Stereo algorithms generally perform the following 4 steps,

Matching cost computation
Cost Aggregation
Disparity computation
Disparity refinement

For Matching, the algorithm we are going with is called the Census Transform. It is a non-parametric local transform of a 2D array which depends on the comparative intensity of a Pixel P versus the pixels in its immediate neighborhood N(P).

The Census transform uses the relative intensity of input images; it is robust to intensity variations of input images. Let C(P) be the census transform of a pixel P. C(P) maps the local neighborhood of surrounding a pixel P to a bit string representing the set of neighboring pixels whose intensity is less than that of P. The census transform converts the relative intensity differences to 0 or 1 into the one-dimensional bit array form.

Two pixels of the census transformed images are compared for similarity using the Hamming distance, which is the number of bits that differ in the two bit strings as shown (this is done by performing an XOR operation between the bit strings). To compute the correspondences, the Hamming distance is minimized after applying the census transform.

Some other algorithms in the reckoning were the Rank tranform for Stereo Matching. This algorithm essentially transforms each pixel into their respective ranks. Rank is an integer which represents how large an element is compared to the other elements belonging to its row and column. Also traditional stereo-matching algorithms use the Sum of Squared Differences algorithm to compute the disparity values of pixels. It essentially computes the differences between the pixel values at corresponding locations in the two images (left and right).

Progress on this so far

The necessary research for the same was carried out and after much deliberation, the census transform algorithm was chosen as the algorithm for stereo-matching since it produced decent results with better accuracy compared to the rest and also showed a lot of promise for the hardware implementation.

Census transform coded in python provided us with a better pixel values to find depth, the result is shown below

Finally, to find the depth the hamming distance is found, giving us the resultant depth image as

Some of these codes could be found at:

https://github.com/IEEE-NITK/Depth_estimation_on_FPGA/tree/final-codes

Also, the verilog code for the same is almost complete which defines a hardware architecture for the algorithm as shown below.

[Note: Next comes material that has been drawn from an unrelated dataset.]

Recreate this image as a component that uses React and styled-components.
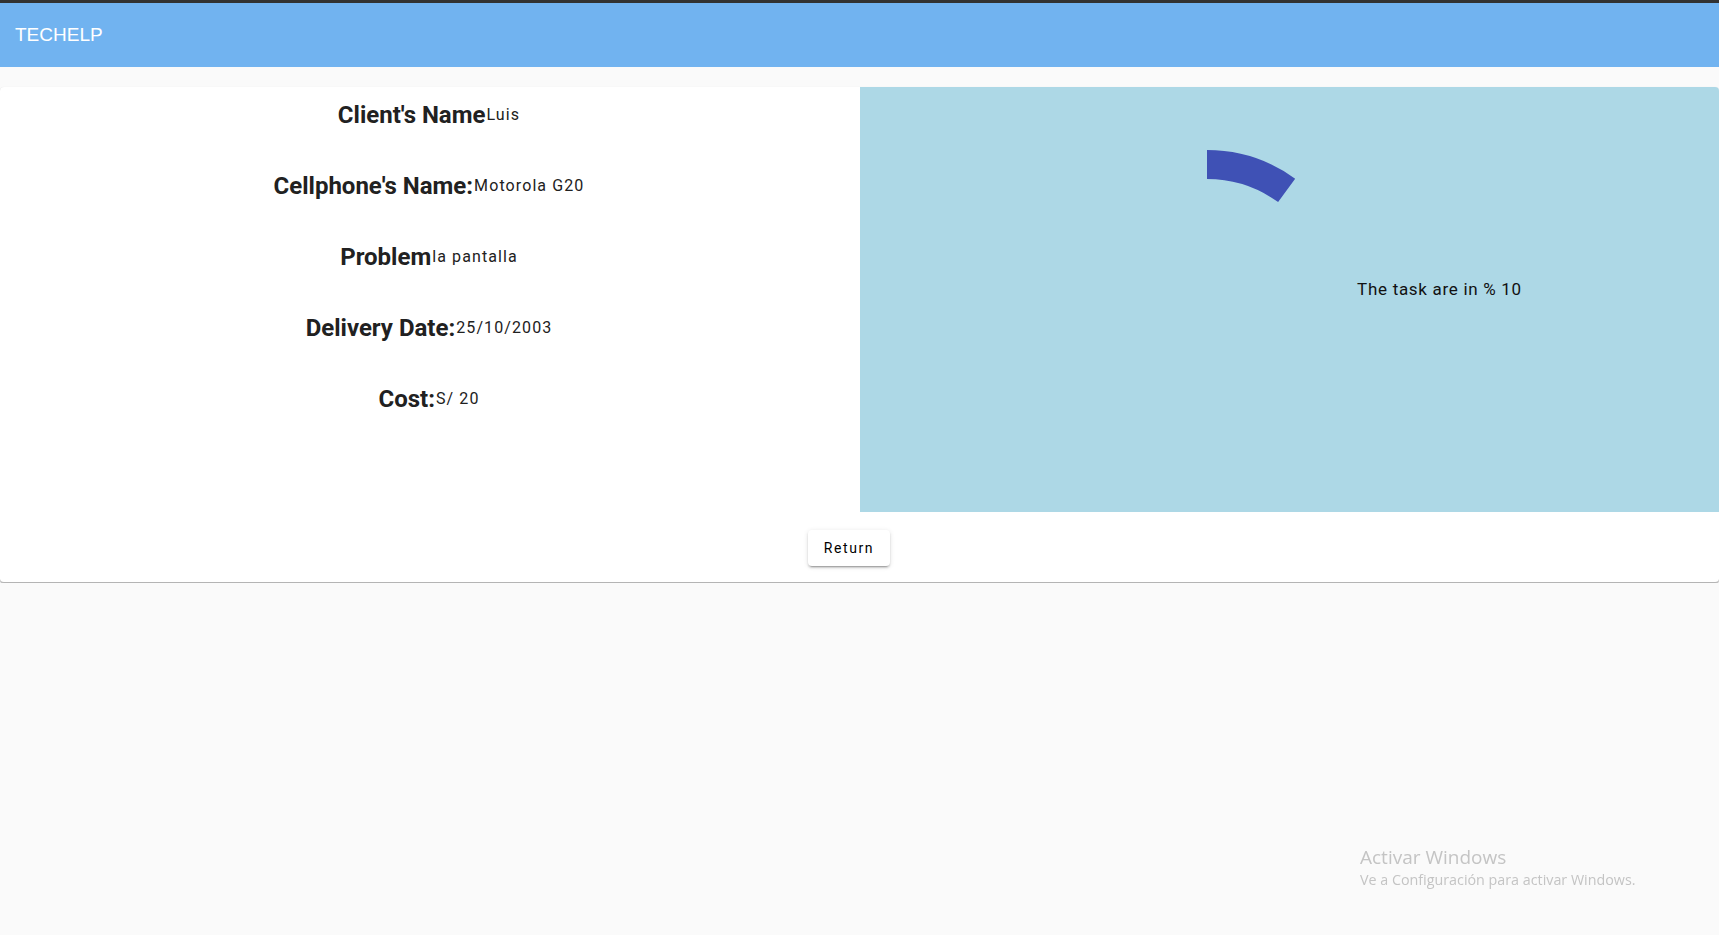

Since, Verilog cannot read images we use a line buffer to take a lines of pixels from the images and then perform census transform on it. Then the left pixels are iterated through the right to get hamming distances.

For iteration we use a tapped FIFO and then for getting hamming distance we can use an Xor gate and the difference in binary numbers give 1 through xor gates.

Then the argmin or the minimum of the hamming distance is taken as the disparity.

Time of Flight method

Special ToF cameras are used for the depth estimation using this method. A ToF camera uses infrared light (lasers invisible to human eyes) to determine depth information - a bit like how a bat senses it surroundings. The sensor emits a light signal, which hits the subject and returns to the sensor. The time it takes to bounce back is then measured and provides depth-mapping capabilities.

Since any electro-magnetic radiation travels in the air at the constant light speed, the distance covered by an optical radiation in a certain time is simply the product between light speed and time. The required Hardware consists of just a radiation emitter (TX) and a receiver (RX), ideally both co-positioned.

LIDAR (Light and Radar) sensing technology can be used for the hardware but it requires point-by-point ToF measurements which makes it ill-suited for depth estimation of dynamic scenes.

Hence, we can use Matricial ToF Cameras which are essentially an extension of the LIDAR sensors, where the whole scene is captured using a set up of NxM sensors at once allowing dynamic depth estimation (even for video data) for real-time applications. These can also be integrated in a single CMOS chip making the whole setup compact and easy to handle. However, some tradeoff in resolution and quality will have to be accepted.

Combining the two methods of Depth Estimation to obtain a high accuracy depth map for a scene

So two different disparity maps have been computed,one from a ToF camera and one from a stereo system. Due to their complementary characteristics, it is reasonable to combine them in order to obtain a better disparity map. If someone would be able to label each pixel according to the disparity correctness, it would be sufficient to select, for each pixel, the correct hypothesis among the two provided. Therefore the best way to discriminate among different hypothesis is to associate some kind of confidence information.

For obtaining confidence maps, a Convolutional Neural Network was used. It contains a stack of six convolutional layers each followed by a ReLU non-linearity with the exception of the last one. The firs five convolutional layers have 128 filters each, the first layer has a window size of 5 × 5 pixels while all others have a window size of 3 × 3 pixels. The last convolutional layer has only two filters, producing as output a two-channels image where the two channels contain the estimated ToF and stereo confidence respectively. In order to produce an output with the same resolution of the input, no pooling layers have been used. At the same time, to cope with the boundary effect and size reduction introduced by the convolutions, each input image is padded, where the padded values are set to be equal to the values at the image boundary. Middlebury dataset was used for training puprose.

CNN architecture

We also intended to develop hardware accelator for CNN using verilog which will have blocks as shown below (currently in development).

CNN architecture

Now, to obtain fusion of the disparity maps from the upsampled ToF camera and the stereo vision system using the confidence information estimated by the deep learning framework, we used Locally Consistent (LC) technique. The idea behind the method is to start by computing the plausibility of each valid depth measure at each point. The plausibility is a function of the color and spatial consistency of the data. Multiple plausibilities are then propagated to neighboring points. In the final step the overall plausibility is accumulated for each point and a winner-takesall strategy is used to compute the optimal disparity value. Result of approach is shown as below.

Future Works

All effort will be made to implement the combining methodology discussed previously and also to come up with decent hardware architecture for the same so as to implement it on an FPGA.